When the XML is in a string, you find programmers trying to parse it out, using code like this:
int startPos = value.indexOf("<mytag>"); int endPos = value.indexOf("</mytag>"); String myValue = value.substring(startPos+7, endPos);
This works for all the simple cases, but you probably already notices that myValue has not been decoded. Simple XML doesn’t have any little obscure ‘entities’ in the value. Programmers will write methods that convert “<” into the corresponding less than character, as well as a bunch of common other entities. However, there are a lot of them, and many obscure. This is one of those things that works in development and debugging, but in the real world fails in unpredictable ways.

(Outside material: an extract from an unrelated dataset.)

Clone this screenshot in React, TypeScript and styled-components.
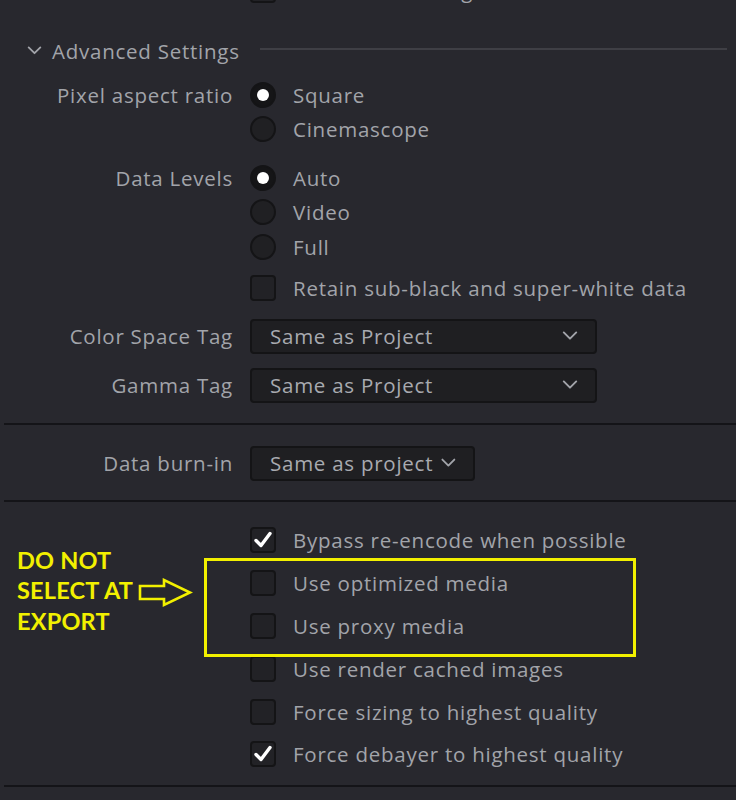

In the end, the problems that can be encountered manipulating XML in strings is simply not worth it. It is quicker and easier to use a REAL parser, and a REAL generator, and to manipulate the string values in a DOM tree.
Conclusions
It may sound arrogant or opinionated, but the simple rule is: “Never put XML in a string.” XML is never in characters, only in a byte stream, or in a byte oriented file on the disk. You parse the XML from a byte stream to a DOM tree, and then use the strings produced properly and correctly. You update the DOM tree, and stream direcxtly to bytes. There are always options better than putting XML in a string, more efficient, just as convenient, and less error prone.
Programmers are very comfortable with strings, so I understand the desire to use strings. When debugging, it is easy to dump the entire string to the console to view the current status. These are crutches that the programmer is used to. However, with a tiny bit of effort, it is easy to stream the current DOM tree to the console as well.
To battle this problem, I mark all the methods that generate XML to a string, and parse from a string, as deprecated. I look for places that programmers put XML into strings, and then rewrite to eliminate that. Whenever I see code that represents XML as a string, I tell the programmer to re-write it. Throw that crutch away! Learn to code properly from the beginning, and you will learn the proper debugging techniques consistent with proper coding, and your code will be far better for it.